Inactivation path during the copper (II) catalyzed synthesis of Questiomycin A from oxidation of 2-aminophenol

Abstract

The catalytic oxidation of 2-aminophenol (OAP) to 2-amino-3H–phenoxazin-3-one (APX, Questiomycin A) was the object of numerous studies partly due to antimicrobial properties of Questiomycin A and mostly because it can be used as a model for the synthesis of the naturally occurring antineoplastic agent Actinomycin D. Several copper complexes were used as dioxygen and/or substrates activators in order to mimic the activity of phenoxazinone synthase, but the reported assays failed to provide reasonable mechanistic features in media compatible with natural conditions.
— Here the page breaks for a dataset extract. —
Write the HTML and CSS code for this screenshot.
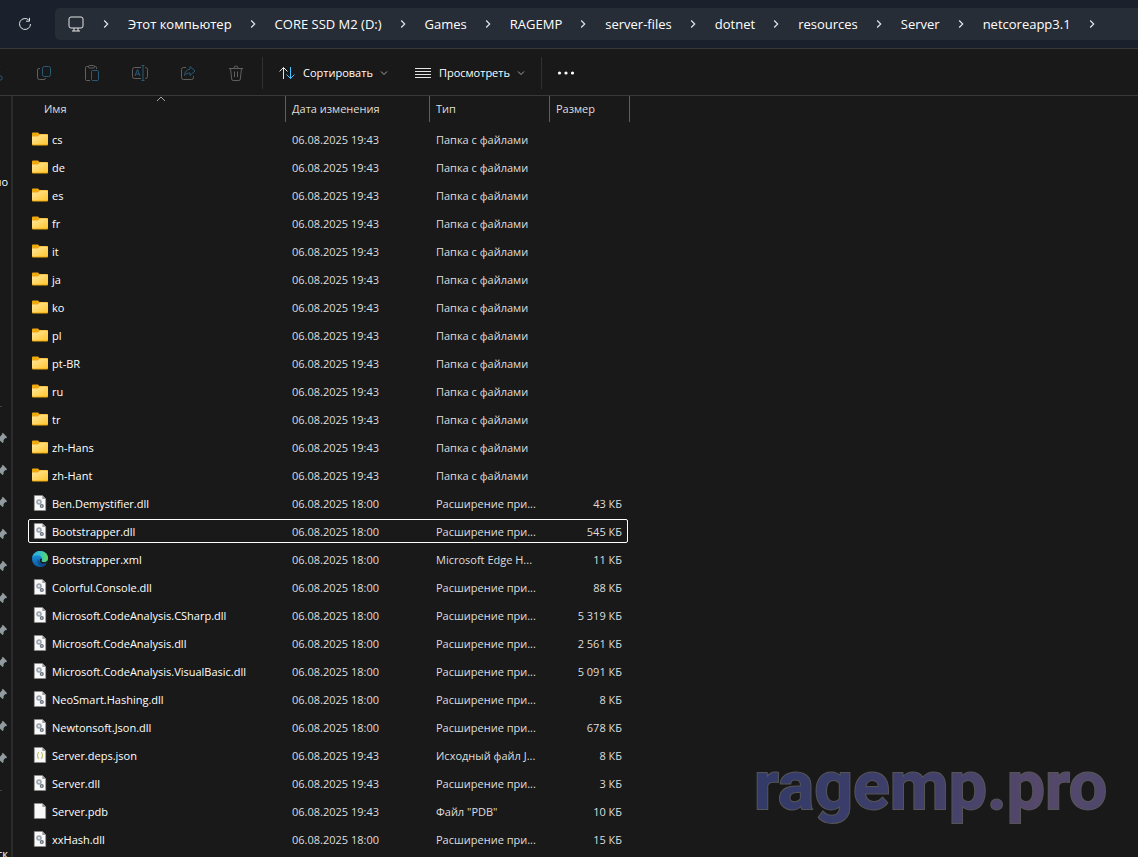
FILE: index.html
```
<!DOCTYPE html>
<html lang="ru">
<head>
  <meta charset="UTF-8">
  <meta name="viewport" content="width=device-width, initial-scale=1.0">
  <title>netcoreapp3.1</title>
  <link rel="stylesheet" href="styles.css">
</head>
<body>
  <!-- Shared icons -->
  <svg class="sprite" aria-hidden="true">
    <defs>
      <linearGradient id="folderFill" x1="0" y1="0" x2="1" y2="1">
        <stop offset="0" stop-color="#ffe9a0"/>
        <stop offset="1" stop-color="#ffc62f"/>
      </linearGradient>
      <linearGradient id="edgeGreen" x1="0" y1="0" x2="1" y2="0">
        <stop offset="0" stop-color="#2aa9e0"/>
        <stop offset="0.5" stop-color="#35c1c4"/>
        <stop offset="1" stop-color="#63d957"/>
      </linearGradient>
      <linearGradient id="edgeBlue" x1="0" y1="0" x2="0" y2="1">
        <stop offset="0" stop-color="#1fa0e8"/>
        <stop offset="1" stop-color="#0c59a4"/>
      </linearGradient>
      <linearGradient id="markFill" x1="0" y1="0" x2="1" y2="0">
        <stop offset="0" stop-color="#323a68"/>
        <stop offset="0.5" stop-color="#41406a"/>
        <stop offset="0.8" stop-color="#55486a"/>
        <stop offset="1" stop-color="#4f486c"/>
      </linearGradient>
    </defs>
    <symbol id="folder" viewBox="0 0 16 16">
      <path fill="#f0a90c" d="M0 2.500a1 1 0 0 1 1-1h5L7.500 3H15a1 1 0 0 1 1 1v9.500a1 1 0 0 1-1 1H1a1 1 0 0 1-1-1z"/>
      <path fill="url(#folderFill)" d="M0 5.500h5.800L8 3.500h7.200a.8.8 0 0 1 .8.800v8.500a.8.8 0 0 1-.8.800H.8a.8.8 0 0 1-.8-.8z"/>
    </symbol>
    <symbol id="page" viewBox="0 0 16 16">
      <path fill="#f8f8f8" stroke="#8a8a8a" stroke-width=".6" d="M2.300.5h8.200l3.200 3.200v11.800H2.300z"/>
      <path fill="#9a9a9a" d="M10.300.5v3.400h3.400z"/>
    </symbol>
    <symbol id="dll" viewBox="0 0 16 16">
      <use href="#page"/>
      <circle cx="7" cy="7" r="2" fill="#dfe3e6" stroke="#98a2ac" stroke-width="1.500"/>
      <circle cx="9.800" cy="11" r="1.400" fill="#dfe3e6" stroke="#66717c" stroke-width="1.300"/>
    </symbol>
    <symbol id="json" viewBox="0 0 16 16">
      <use href="#page"/>
      <path fill="none" stroke="#b9b23c" d="M6.800 5.500c-1.300 0-.9.800-.9 1.600S5.600 8.500 5 8.500c.6 0 .9.600.9 1.400s-.4 1.600.9 1.600M9.200 5.500c1.300 0 .9.800.9 1.600s.3 1.400.9 1.400c-.6 0-.9.600-.9 1.400s.4 1.600-.9 1.600"/>
    </symbol>
    <symbol id="edge" viewBox="0 0 16 16">
      <circle cx="8" cy="8" r="8" fill="url(#edgeBlue)"/>
      <path fill="url(#edgeGreen)" d="M.3 6.500C1.200 2.600 4.300 0 8 0c4.600 0 8 3.200 8 7 0 2.600-1.800 4.200-4 4.200-1.600 0-2.600-.6-2.600-1.200 0-.5.700-.7.700-2C10.100 6 8.100 4.300 5.600 4.300 3.300 4.300 1.300 5.200.3 6.500z"/>
      <path fill="#0b4a8c" d="M6 7.500c-1.500 3.300.7 7.500 4.500 8.100 1.800-.5 3.300-1.700 4.200-3.200-2.700 1.300-8.200.3-8.700-4.900z"/>
      <path fill="#191919" d="M9.400 10c0 .6 1 1.200 2.600 1.200 1.500 0 2.700-.7 3.400-1.800l.3 1.200-1 1.800c-3.600 1.300-7.200-.2-7-3.200.1-1 .9-1.800 2.200-1.400.4.900-.5 1.400-.5 2.200z"/>
    </symbol>
    <symbol id="pin" viewBox="0 0 14 14">
      <path fill="#919ba0" d="M8 1l5 5-1.200 1.200-.8-.2-2.200 2.300.1 2.400-1.200 1.200L4.900 10.100 1.500 13 1 12.500 3.900 9.100 1.200 6.300l1.200-1.200 2.400.1L7 3l-.2-.8z"/>
    </symbol>
    <symbol id="next" viewBox="0 0 10 10">
      <path d="M3.200 1.500L6.700 5 3.200 8.500"/>
    </symbol>
    <symbol id="down" viewBox="0 0 8 8">
      <path d="M1 2.500l3 3 3-3"/>
    </symbol>
  </svg>

  <header class="address-row">
    <button class="refresh" aria-label="Обновить">
      <svg class="line-icon" width="16" height="16" viewBox="0 0 16 16"><path d="M13.500 8A5.500 5.500 0 1 1 11.800 4M12.500 1.800v3.400H9"/></svg>
    </button>
    <nav class="address" aria-label="Путь">
      <svg class="line-icon" width="18" height="18" viewBox="0 0 18 18"><rect x="2" y="2" width="14" height="11" rx="2"/><path d="M7 13v3M11 13v3M5 16h8"/></svg>
      <svg class="next"><use href="#next"/></svg>
      <a href="#">Этот компьютер</a>
      <svg class="next"><use href="#next"/></svg>
      <a href="#">CORE SSD M2 (D:)</a>
      <svg class="next"><use href="#next"/></svg>
      <a href="#">Games</a>
      <svg class="next"><use href="#next"/></svg>
      <a href="#">RAGEMP</a>
      <svg class="next"><use href="#next"/></svg>
      <a href="#">server-files</a>
      <svg class="next"><use href="#next"/></svg>
      <a href="#">dotnet</a>
      <svg class="next"><use href="#next"/></svg>
      <a href="#">resources</a>
      <svg class="next"><use href="#next"/></svg>
      <a href="#">Server</a>
      <svg class="next"><use href="#next"/></svg>
      <a href="#">netcoreapp3.1</a>
      <svg class="next"><use href="#next"/></svg>
    </nav>
  </header>

  <div class="toolbar">
    <button class="tool cut" aria-label="Вырезать">
      <svg width="16" height="16" viewBox="0 0 16 16"><path class="grey" d="M4 1l6.500 10M12 1L5.500 11"/><circle class="blue" cx="4" cy="13" r="2.200"/><circle class="blue" cx="12" cy="13" r="2.200"/></svg>
    </button>
    <button class="tool" aria-label="Копировать">
      <svg width="16" height="16" viewBox="0 0 16 16"><path class="grey" d="M4 3.500H3a1.500 1.500 0 0 0-1.500 1.500v7.500A2 2 0 0 0 3.500 14.500H8a1.500 1.500 0 0 0 1.500-1.500"/><rect class="blue" x="6.500" y="1.500" width="8" height="10" rx="2"/></svg>
    </button>
    <button class="tool" aria-label="Вставить">
      <svg width="16" height="16" viewBox="0 0 16 16"><path class="grey" d="M5 1.500H2.500a1 1 0 0 0-1 1v12a1 1 0 0 0 1 1H6M10 1.500h1.500a1 1 0 0 1 1 1V4"/><rect class="grey" x="4.500" y=".5" width="6" height="2.500" rx="1"/><rect class="blue" x="7.500" y="5.500" width="7" height="10" rx="1"/></svg>
    </button>
    <button class="tool" aria-label="Переименовать">
      <svg width="16" height="16" viewBox="0 0 16 16"><path class="grey" d="M9 2.500H2.500a2 2 0 0 0-2 2v7a2 2 0 0 0 2 2H9M13 2.500h.5a2 2 0 0 1 2 2v7a2 2 0 0 1-2 2H13"/><path class="blue" d="M11 .5v15M9.500.5h3M9.500 15.500h3M3 11l2.500-6.500L8 11M4 9h3"/></svg>
    </button>
    <button class="tool" aria-label="Поделиться">
      <svg width="16" height="16" viewBox="0 0 16 16"><path class="grey" d="M6 2.500H3.500a2 2 0 0 0-2 2v8a2 2 0 0 0 2 2h8a2 2 0 0 0 2-2V11"/><path class="blue" d="M10 1.500L15 6l-5 4.500V8c-2.500 0-4 .8-5.500 2.500C4.800 7 6.500 4.500 10 4z"/></svg>
    </button>
    <button class="tool" aria-label="Удалить">
      <svg width="16" height="16" viewBox="0 0 16 16"><path class="grey" d="M.8 3.500h14.400M2.500 3.500l1.200 10.500a1.500 1.500 0 0 0 1.500 1.500h5.600a1.500 1.500 0 0 0 1.500-1.500l1.200-10.500M6 3a2 2 0 0 1 4 0M6.500 6.500v5.500M9.500 6.500v5.500"/></svg>
    </button>
    <span class="separator"></span>
    <button class="menu">
      <svg class="line-icon" width="18" height="16" viewBox="0 0 18 16"><path d="M5.500 14V2.500M1.500 6.500l4-4 4 4"/><path class="accent" d="M12.500 2v11.500M8.500 9.500l4 4 4-4"/></svg>
      Сортировать
      <svg class="down"><use href="#down"/></svg>
    </button>
    <button class="menu view">
      <svg class="line-icon" width="18" height="16" viewBox="0 0 18 16"><path d="M1 3.500h16M1 6.500h16M1 9.500h16M1 12.500h16"/></svg>
      Просмотреть
      <svg class="down"><use href="#down"/></svg>
    </button>
    <span class="separator"></span>
    <button class="tool more" aria-label="Дополнительно">
      <svg width="18" height="16" viewBox="0 0 18 16"><circle cx="2.500" cy="8" r="1.600"/><circle cx="9" cy="8" r="1.600"/><circle cx="15.500" cy="8" r="1.600"/></svg>
    </button>
  </div>

  <main class="content">
    <aside class="sidebar">
      <div class="side-item">но</div>
      <div class="side-space"></div>
      <div class="side-line"></div>
      <div class="side-item"><svg class="pin"><use href="#pin"/></svg></div>
      <div class="side-item"><svg class="pin"><use href="#pin"/></svg></div>
      <div class="side-item"><svg class="pin"><use href="#pin"/></svg></div>
      <div class="side-item"><svg class="pin"><use href="#pin"/></svg></div>
      <div class="side-item"><svg class="pin"><use href="#pin"/></svg></div>
      <div class="side-item"><svg class="pin"><use href="#pin"/></svg></div>
      <div class="side-item"><svg class="pin"><use href="#pin"/></svg></div>
      <div class="side-item"><svg class="pin"><use href="#pin"/></svg></div>
      <div class="side-item"><svg class="pin"><use href="#pin"/></svg></div>
      <div class="side-item"><svg class="pin"><use href="#pin"/></svg></div>
      <div class="side-item"><svg class="pin"><use href="#pin"/></svg></div>
      <div class="side-line"></div>
      <div class="side-item"></div>
      <div class="side-item">ск</div>
    </aside>

    <section class="files">
      <table>
        <thead>
          <tr>
            <th class="name"><button>Имя</button><svg class="sorted" viewBox="0 0 10 6"><path d="M1 5l4-4 4 4"/></svg></th>
            <th class="date"><button>Дата изменения</button></th>
            <th class="type"><button>Тип</button></th>
            <th class="size"><button>Размер</button></th>
          </tr>
        </thead>
        <tbody>
          <tr><td><svg class="icon"><use href="#folder"/></svg>cs</td><td>06.08.2025 19:43</td><td>Папка с файлами</td><td></td></tr>
          <tr><td><svg class="icon"><use href="#folder"/></svg>de</td><td>06.08.2025 19:43</td><td>Папка с файлами</td><td></td></tr>
          <tr><td><svg class="icon"><use href="#folder"/></svg>es</td><td>06.08.2025 19:43</td><td>Папка с файлами</td><td></td></tr>
          <tr><td><svg class="icon"><use href="#folder"/></svg>fr</td><td>06.08.2025 19:43</td><td>Папка с файлами</td><td></td></tr>
          <tr><td><svg class="icon"><use href="#folder"/></svg>it</td><td>06.08.2025 19:43</td><td>Папка с файлами</td><td></td></tr>
          <tr><td><svg class="icon"><use href="#folder"/></svg>ja</td><td>06.08.2025 19:43</td><td>Папка с файлами</td><td></td></tr>
          <tr><td><svg class="icon"><use href="#folder"/></svg>ko</td><td>06.08.2025 19:43</td><td>Папка с файлами</td><td></td></tr>
          <tr><td><svg class="icon"><use href="#folder"/></svg>pl</td><td>06.08.2025 19:43</td><td>Папка с файлами</td><td></td></tr>
          <tr><td><svg class="icon"><use href="#folder"/></svg>pt-BR</td><td>06.08.2025 19:43</td><td>Папка с файлами</td><td></td></tr>
          <tr><td><svg class="icon"><use href="#folder"/></svg>ru</td><td>06.08.2025 19:43</td><td>Папка с файлами</td><td></td></tr>
          <tr><td><svg class="icon"><use href="#folder"/></svg>tr</td><td>06.08.2025 19:43</td><td>Папка с файлами</td><td></td></tr>
          <tr><td><svg class="icon"><use href="#folder"/></svg>zh-Hans</td><td>06.08.2025 19:43</td><td>Папка с файлами</td><td></td></tr>
          <tr><td><svg class="icon"><use href="#folder"/></svg>zh-Hant</td><td>06.08.2025 19:43</td><td>Папка с файлами</td><td></td></tr>
          <tr><td><svg class="icon"><use href="#dll"/></svg>Ben.Demystifier.dll</td><td>06.08.2025 18:00</td><td>Расширение при...</td><td>43 КБ</td></tr>
          <tr class="focused"><td><svg class="icon"><use href="#dll"/></svg>Bootstrapper.dll</td><td>06.08.2025 18:00</td><td>Расширение при...</td><td>545 КБ</td></tr>
          <tr><td><svg class="icon"><use href="#edge"/></svg>Bootstrapper.xml</td><td>06.08.2025 18:00</td><td>Microsoft Edge H...</td><td>11 КБ</td></tr>
          <tr><td><svg class="icon"><use href="#dll"/></svg>Colorful.Console.dll</td><td>06.08.2025 18:00</td><td>Расширение при...</td><td>88 КБ</td></tr>
          <tr><td><svg class="icon"><use href="#dll"/></svg>Microsoft.CodeAnalysis.CSharp.dll</td><td>06.08.2025 18:00</td><td>Расширение при...</td><td>5 319 КБ</td></tr>
          <tr><td><svg class="icon"><use href="#dll"/></svg>Microsoft.CodeAnalysis.dll</td><td>06.08.2025 18:00</td><td>Расширение при...</td><td>2 561 КБ</td></tr>
          <tr><td><svg class="icon"><use href="#dll"/></svg>Microsoft.CodeAnalysis.VisualBasic.dll</td><td>06.08.2025 18:00</td><td>Расширение при...</td><td>5 091 КБ</td></tr>
          <tr><td><svg class="icon"><use href="#dll"/></svg>NeoSmart.Hashing.dll</td><td>06.08.2025 18:00</td><td>Расширение при...</td><td>8 КБ</td></tr>
          <tr><td><svg class="icon"><use href="#dll"/></svg>Newtonsoft.Json.dll</td><td>06.08.2025 18:00</td><td>Расширение при...</td><td>678 КБ</td></tr>
          <tr><td><svg class="icon"><use href="#json"/></svg>Server.deps.json</td><td>06.08.2025 19:43</td><td>Исходный файл J...</td><td>8 КБ</td></tr>
          <tr><td><svg class="icon"><use href="#dll"/></svg>Server.dll</td><td>06.08.2025 19:43</td><td>Расширение при...</td><td>3 КБ</td></tr>
          <tr><td><svg class="icon"><use href="#page"/></svg>Server.pdb</td><td>06.08.2025 19:43</td><td>Файл "PDB"</td><td>10 КБ</td></tr>
          <tr><td><svg class="icon"><use href="#dll"/></svg>xxHash.dll</td><td>06.08.2025 18:00</td><td>Расширение при...</td><td>15 КБ</td></tr>
        </tbody>
      </table>
    </section>
  </main>

  <svg class="watermark" width="370" height="80"><text x="0" y="56">ragemp.pro</text></svg>
</body>
</html>
```
FILE: styles.css
```
* {
  box-sizing: border-box;
}

body {
  display: flex;
  flex-direction: column;
  height: 100vh;
  margin: 0;
  overflow: hidden;
  background: #191919;
  color: #fff;
  font: 11px/16px "Open Sans", "Noto Sans", sans-serif;
}

button {
  padding: 0;
  border: none;
  background: none;
  color: inherit;
  font: inherit;
}

svg {
  flex: none;
  fill: none;
}

.sprite {
  position: absolute;
  width: 0;
  height: 0;
}

.line-icon {
  stroke: #e4e4e4;
}

/* Address bar */
.address-row {
  display: flex;
  flex: none;
  align-items: center;
  height: 48px;
  background: #1a202c;
}

.refresh {
  display: flex;
  justify-content: center;
  width: 50px;
  margin-right: 5px;
}

.address {
  display: flex;
  flex: 1;
  align-items: center;
  height: 32px;
  padding-left: 12px;
  border-radius: 5px 0 0 5px;
  background: #272d37;
  font-size: 13px;
  white-space: nowrap;
}

.address a {
  color: #fff;
  text-decoration: none;
}

.next {
  width: 10px;
  height: 10px;
  margin: 0 17px 0 16px;
  stroke: #e4e4e4;
  stroke-width: 1.2px;
}

/* Command bar */
.toolbar {
  display: flex;
  flex: none;
  align-items: center;
  height: 48px;
  padding-top: 2px;
  border-top: 1px solid #393939;
  border-bottom: 1px solid #393939;
}

.tool {
  display: flex;
  justify-content: center;
  width: 48px;
}

.cut {
  margin-left: -28px;
}

.grey {
  stroke: #606060;
}

.blue {
  stroke: #285b78;
}

.accent {
  stroke: #4cc2ff;
}

.separator {
  width: 1px;
  height: 32px;
  margin-left: 2px;
  background: #303030;
}

.menu {
  display: flex;
  align-items: center;
  gap: 7px;
  margin-left: 15px;
}

.view {
  margin-left: 26px;
  margin-right: 14px;
}

.down {
  width: 8px;
  height: 8px;
  stroke: #a5a5a5;
}

.more svg {
  fill: #fff;
}

/* Navigation pane */
.content {
  display: flex;
  flex: 1;
  min-height: 0;
}

.sidebar {
  flex: none;
  width: 13px;
  padding-top: 70px;
  overflow: hidden;
  border-right: 2px solid #2b2b2b;
}

.side-item {
  display: flex;
  align-items: center;
  justify-content: flex-end;
  height: 32px;
  padding-right: 3px;
}

.side-space {
  height: 192px;
}

.side-line {
  width: 2px;
  height: 32px;
  background: linear-gradient(#444, #444) center / 100% 1px no-repeat;
}

.pin {
  width: 12px;
  height: 12px;
}

/* File list */
.files {
  flex: 1;
  padding-left: 13px;
}

table {
  width: 604px;
  border-spacing: 0;
  table-layout: fixed;
}

th {
  position: relative;
  height: 29px;
  padding: 0 0 3px;
  font-weight: normal;
  vertical-align: top;
}

th button {
  display: block;
  width: 100%;
  height: 26px;
  padding-left: 6px;
  border-right: 1px solid #5f5f5f;
  color: #dedede;
  text-align: left;
}

.name {
  width: 260px;
}

.date {
  width: 144px;
}

.type {
  width: 120px;
}

.size {
  width: 80px;
}

.name button {
  padding-left: 18px;
}

.sorted {
  position: absolute;
  top: 0;
  left: 130px;
  width: 10px;
  height: 6px;
  stroke: #a5a5a5;
}

td {
  height: 28px;
  padding: 2px 6px 0;
  overflow: hidden;
  color: #dedede;
  white-space: nowrap;
}

td:first-child {
  padding-top: 0;
  color: #fff;
}

td:last-child {
  padding-right: 8px;
  text-align: right;
}

.icon {
  width: 16px;
  height: 16px;
  margin-right: 4px;
  vertical-align: -3px;
}

.focused {
  border-radius: 4px;
  outline: 1px solid #fff;
  outline-offset: -3px;
}

/* Site mark over the list */
.watermark {
  position: absolute;
  right: 14px;
  bottom: 24px;
  overflow: visible;
  pointer-events: none;
}

.watermark text {
  fill: url(#markFill);
  stroke: #555;
  stroke-width: 2px;
  paint-order: stroke;
  font: bold 68px Roboto, sans-serif;
}
```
The main purposes of our work were to use simple copper salts to perform oxidation of OAP in oxygenated aqueous solutions and to develop a reaction scheme able to explain the low yields in APX along with the operational inactivation of the catalyst. A 11-step kinetic model able to describe the inactivation of copper(II) catalyst during oxidation of OAP to APX in oxygenated solutions was developed, and the rate constants for both catalytic and non-catalytic branch were estimated either experimentally or using a computing program for detailed kinetic simulation. It was demonstrated that the inactivation path can be assigned to formation of the stable bis(o-iminosemiquinonato)copper(II) complex, a compound reported as a moderate antimicrobial agent.